Like Johns, most of the big hitters here achieved their wealth through real estate. In 1950, Orange County was mostly undeveloped farmland, with 216,000 residents. Today, its $76.7 billion-a-year economy is the 35th largest in the world, outstripping countries such as Poland, Greece and Israel.

The median price of a house here today is $243,000 - the most expensive market in the nation.

"We're renegades out here," said Johns, who is a director of the Lincoln Club, a powerful political-action committee for Orange County's conservative business interests. "Most of the people came here because they believe in free enterprise and self-determination.

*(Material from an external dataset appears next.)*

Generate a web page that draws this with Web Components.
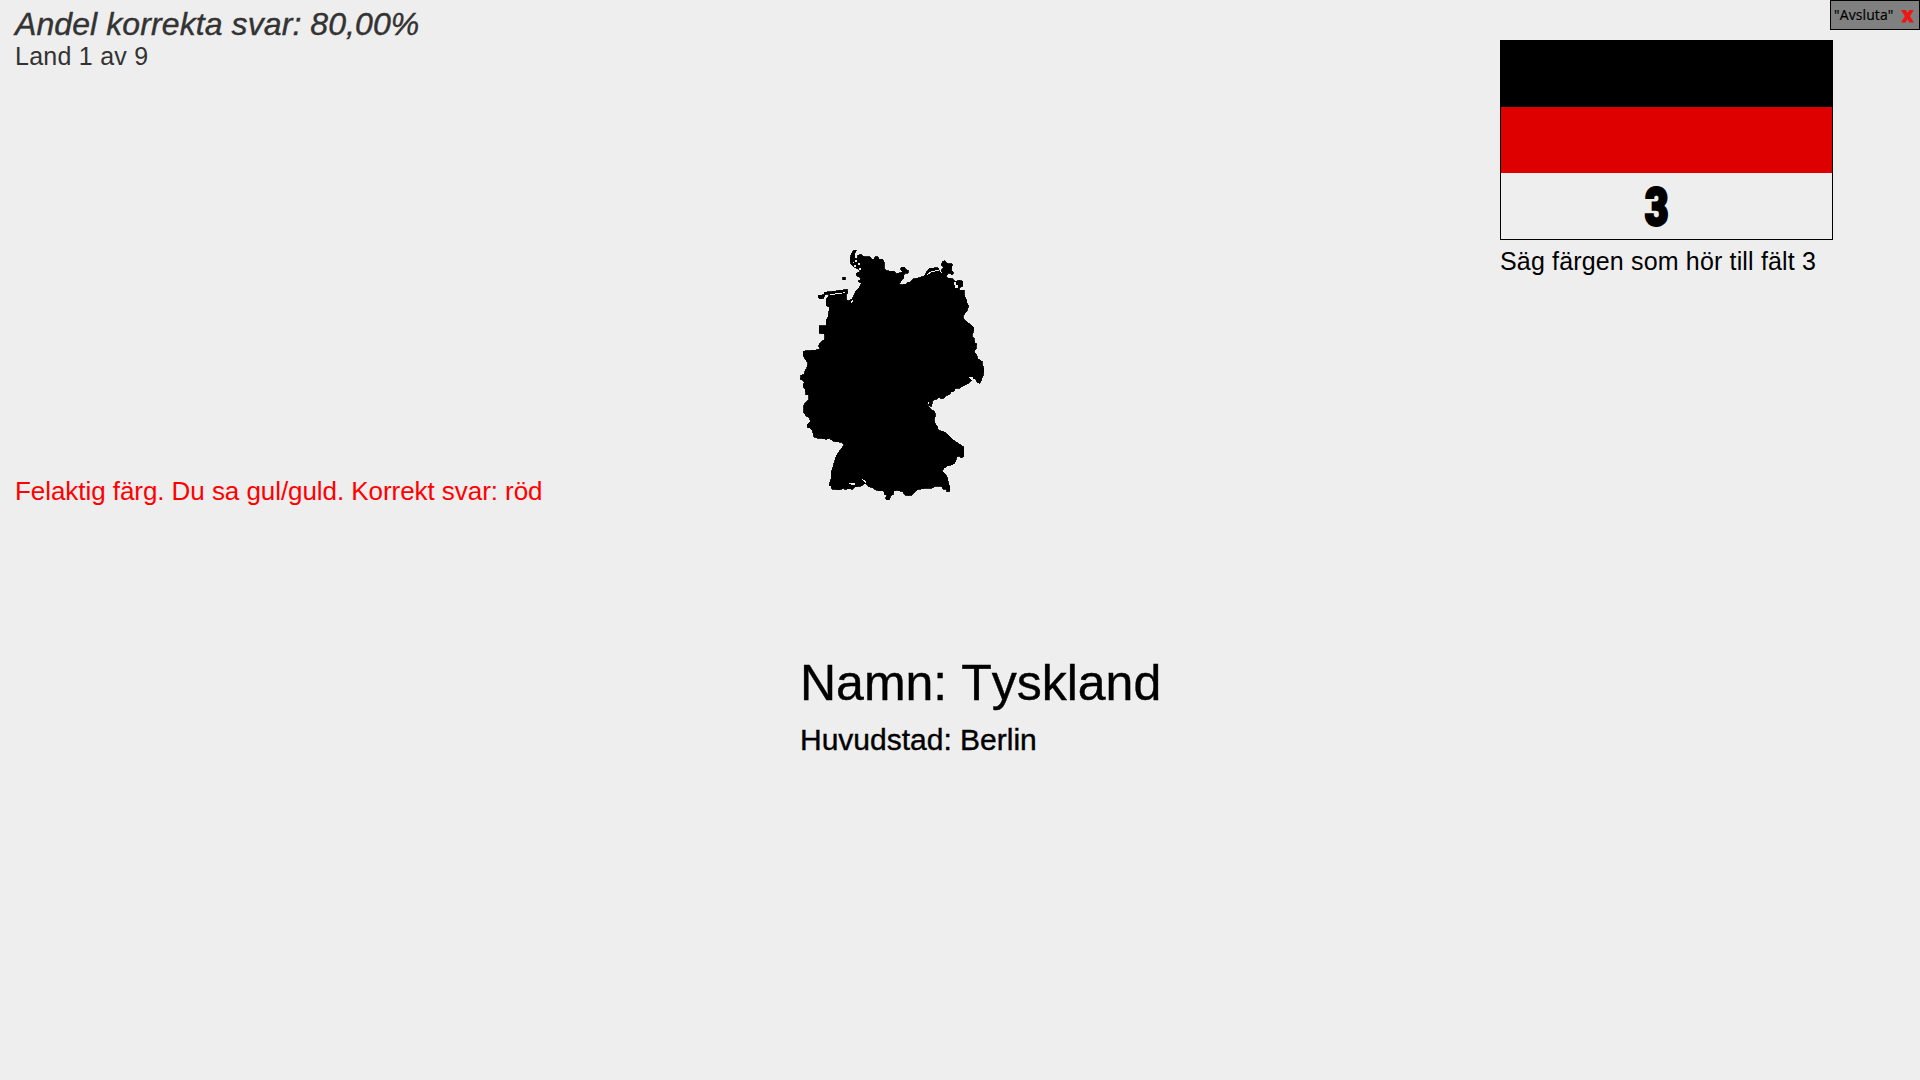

We don't like government standing in our way. We don't like government, period."

Fuentes, the local Republican chairman, is proud of Orange County's role in politics.

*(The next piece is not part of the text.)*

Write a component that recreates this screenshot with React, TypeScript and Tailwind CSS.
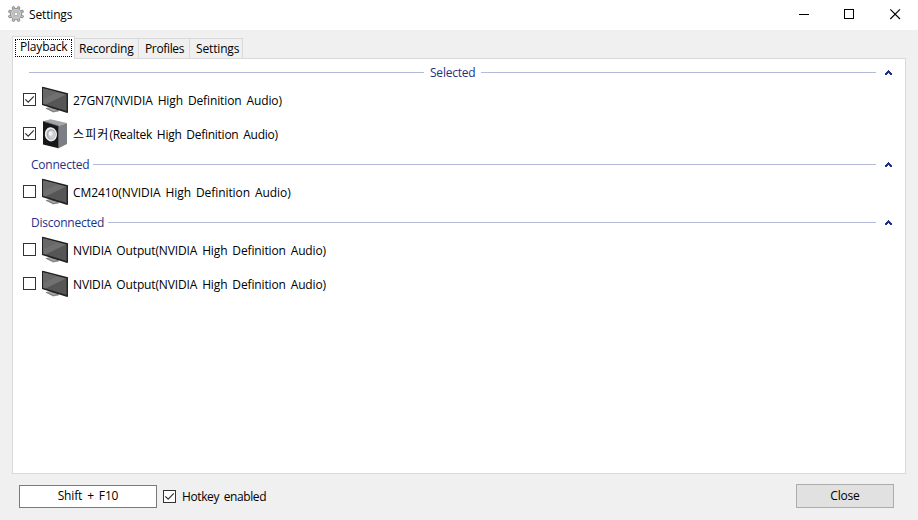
import React from "react";

function Gear() {
  return (
    <svg width="16" height="16" viewBox="0 0 16 16" className="block shrink-0">
      <g fill="#c6c6c6" stroke="#7c7c7c" strokeWidth="0.7">
        {[22.5, 67.5, 112.5, 157.5, 202.5, 247.5, 292.5, 337.5].map((a) => (
          <path key={a} d="M6.6 3.2 L6.9 .3 H9.1 L9.4 3.2Z" transform={`rotate(${a} 8 8)`} />
        ))}
        <circle cx="8" cy="8" r="5.5" />
      </g>
      <circle cx="8" cy="8" r="5.2" fill="#cacaca" />
      <circle cx="8" cy="8" r="3.3" fill="#dedede" stroke="#a5a5a5" strokeWidth="0.7" />
      <circle cx="8" cy="8" r="1.9" fill="#fff" stroke="#8c8c8c" strokeWidth="0.8" />
    </svg>
  );
}

function Monitor() {
  return (
    <svg width="26" height="28" viewBox="0 0 26 28" className="block shrink-0">
      <path d="M3.5 22.2 L9 20.6 L17.5 23.4 L16.5 25.4 L11 26.4Z" fill="#a6a6a6" />
      <path d="M4 22.3 L11.3 25.4 L16.5 24.6" fill="none" stroke="#6c6c6c" strokeWidth="0.8" />
      <path d="M9 19 L15 21 V23.4 L9 22Z" fill="#4a4a4a" />
      <path d="M0 .9 L.8 .8 L26 7.2 V26.4 L25.2 26.9 L0 18.9Z" fill="#222" />
      <path d="M1.2 2.5 L24.6 8.5 V25 L1.2 17.7Z" fill="#565656" />
      <path d="M1.2 2.5 L24 8.4 L3.5 18.4 L1.2 17.7Z" fill="#707070" />
      <path d="M1.2 2.5 L16 6.3 L1.2 13Z" fill="#686868" />
    </svg>
  );
}

function Speaker() {
  return (
    <svg width="26" height="30" viewBox="0 -1 26 30" className="block shrink-0">
      <path d="M1 1.2 L8.5 -.8 L25 3 L16.5 6Z" fill="#a3a5aa" />
      <path d="M16.5 6 L25 3 V24 L16.5 28.2Z" fill="#7c7e85" />
      <path d="M1 1.2 L16.5 6 V28.2 L1 24.4Z" fill="#171717" />
      <path d="M1 1.2 L16.5 6 V28.2" fill="none" stroke="#55575c" strokeWidth="0.7" />
      <ellipse cx="8.9" cy="14.3" rx="6.1" ry="7.1" fill="#e9ebed" transform="rotate(-8 8.9 14.3)" />
      <ellipse cx="9.1" cy="14.2" rx="4.5" ry="5.3" fill="#a9adb2" />
      <ellipse cx="9.7" cy="14.6" rx="3.5" ry="4.2" fill="#ced1d4" />
      <ellipse cx="8.6" cy="13.6" rx="1.9" ry="2.3" fill="#f2f3f4" />
    </svg>
  );
}

function Check({ on = false }: { on?: boolean }) {
  return (
    <span className="block h-[13px] w-[13px] shrink-0 border border-[#333] bg-white">
      {on && (
        <svg width="11" height="11" viewBox="0 0 11 11" className="block">
          <path d="M1.3 5.3 L4.2 8.2 L9.8 2.4" fill="none" stroke="#333" strokeWidth="1.2" />
        </svg>
      )}
    </span>
  );
}

function Chevron() {
  return (
    <svg width="7" height="5" viewBox="0 0 7 5" shapeRendering="crispEdges" className="block shrink-0" fill="#1e3287">
      <path d="M3 0H4V1H5V2H6V3H7V5H5V4H4V3H3V4H2V5H0V3H1V2H2V1H3Z" />
    </svg>
  );
}

function Header({ label, track, centered = false }: { label: string; track: string; centered?: boolean }) {
  return (
    <div className="flex h-6 items-center pt-[3px] pr-[13px] pl-4 text-[#1e3287]">
      {centered && <span className="h-px w-[395px] bg-[#b5b9da]" />}
      <span className={`whitespace-nowrap ${centered ? "w-[57px] pl-1.5" : "pl-0.5 pr-1"} ${track}`}>{label}</span>
      <span className="mr-[9px] h-px flex-1 bg-[#b5b9da]" />
      <Chevron />
    </div>
  );
}

function Row({ label, track, on = false, speaker = false }: { label: React.ReactNode; track: string; on?: boolean; speaker?: boolean }) {
  return (
    <div className="flex h-[34px] items-center pl-2.5">
      <span className="mb-0.5">
        <Check on={on} />
      </span>
      <span className="ml-1.5 mr-[5px]">{speaker ? <Speaker /> : <Monitor />}</span>
      <span className={`whitespace-nowrap pt-px [word-spacing:2px] ${track}`}>{label}</span>
    </div>
  );
}

export default function App() {
  return (
    <div className="flex h-[520px] w-[918px] flex-col overflow-hidden bg-[#f0f0f0] font-['Open_Sans','Noto_Sans_CJK_KR',sans-serif] text-[12px] leading-4 text-black">
      <header className="flex h-[30px] shrink-0 items-center bg-white pl-2">
        <span className="mb-0.5">
          <Gear />
        </span>
        <span className="ml-[5px] tracking-[-0.15px]">Settings</span>
        <svg width="102" height="10" viewBox="0 0 102 10" className="mr-[17px] mb-0.5 ml-auto block overflow-visible" fill="none" stroke="#000">
          <path d="M0 5.5H10M45.5 .5H54.5V9.5H45.5Z" shapeRendering="crispEdges" />
          <path d="M91.3 .3L101 10M101 .3L91.3 10" strokeWidth="1.1" />
        </svg>
      </header>
      <nav className="flex h-[29px] shrink-0 items-end pl-3">
        <div className="z-10 flex h-[23px] w-[63px] border border-b-0 border-[#d9d9d9] bg-white px-0.5 pt-0.5">
          <span className="h-[18px] w-[57px] border border-dotted border-black pl-1 leading-[14px] tracking-[-0.2px]">Playback</span>
        </div>
        <div className="mr-3 flex h-[21px] flex-1 border-b border-[#d9d9d9]">
          <span className="w-16 border-t border-r border-[#d9d9d9] pl-1 leading-[19px] tracking-[-0.2px]">Recording</span>
          <span className="w-[51px] border-t border-r border-[#d9d9d9] pl-1.5 leading-[19px] tracking-[-0.35px]">Profiles</span>
          <span className="w-[53px] border-t border-r border-[#d9d9d9] pl-1.5 leading-[19px] tracking-[-0.15px]">Settings</span>
        </div>
      </nav>
      <main className="mx-3 h-[415px] shrink-0 border border-t-0 border-[#d9d9d9] bg-white">
        <Header label="Selected" track="tracking-[-0.22px]" centered />
        <Row label="27GN7(NVIDIA High Definition Audio)" track="tracking-[-0.12px]" on />
        <Row
          label={
            <>
              <span className="tracking-[1.1px]">스피커</span>(Realtek High Definition Audio)
            </>
          }
          track="tracking-[-0.27px]"
          on
          speaker
        />
        <Header label="Connected" track="tracking-[-0.22px]" />
        <Row label="CM2410(NVIDIA High Definition Audio)" track="tracking-[-0.08px]" />
        <Header label="Disconnected" track="tracking-[-0.25px]" />
        <Row label="NVIDIA Output(NVIDIA High Definition Audio)" track="tracking-[-0.14px]" />
        <Row label="NVIDIA Output(NVIDIA High Definition Audio)" track="tracking-[-0.14px]" />
      </main>
      <footer className="flex items-start pt-2.5 pr-6 pl-[19px]">
        <div className="mt-px h-[23px] w-[138px] border border-[#7a7a7a] bg-white text-center leading-5 tracking-[-0.15px] [word-spacing:2px]">Shift + F10</div>
        <label className="mt-1.5 ml-1.5 flex">
          <Check on />
          <span className="ml-1.5 leading-[14px] tracking-[-0.4px] [word-spacing:2px]">Hotkey enabled</span>
        </label>
        <button className="ml-auto h-6 w-[98px] border border-[#adadad] bg-[#e1e1e1] leading-[22px] tracking-[-0.2px]">Close</button>
      </footer>
    </div>
  );
}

"The liberals go up the road to Hollywood for their money," he said. "The conservatives know to come here."

It's not just the wealthy, however, that back North's campaign.

Federal records, which list the names of only those individuals who have given $200 or more to a campaign, detail $43,000 in Orange County contributions to North through June.

North campaign officials, who base their national fund raising on small patrons contacted through direct mail, privately acknowledge that the actual total from Orange County may be three or four times that amount.

Many of the small contributors are retired people who are enamored not only by North's politics, but also by his chatty fund-raising letters that often include news about his family, pictures and autographs.

"I like Oliver North because he's a good Christian man," said Anna Woods, a retired school teacher who sent the campaign $25. "I know he lied to Congress, but it was for an important cause. Haven't you ever lied to your family?"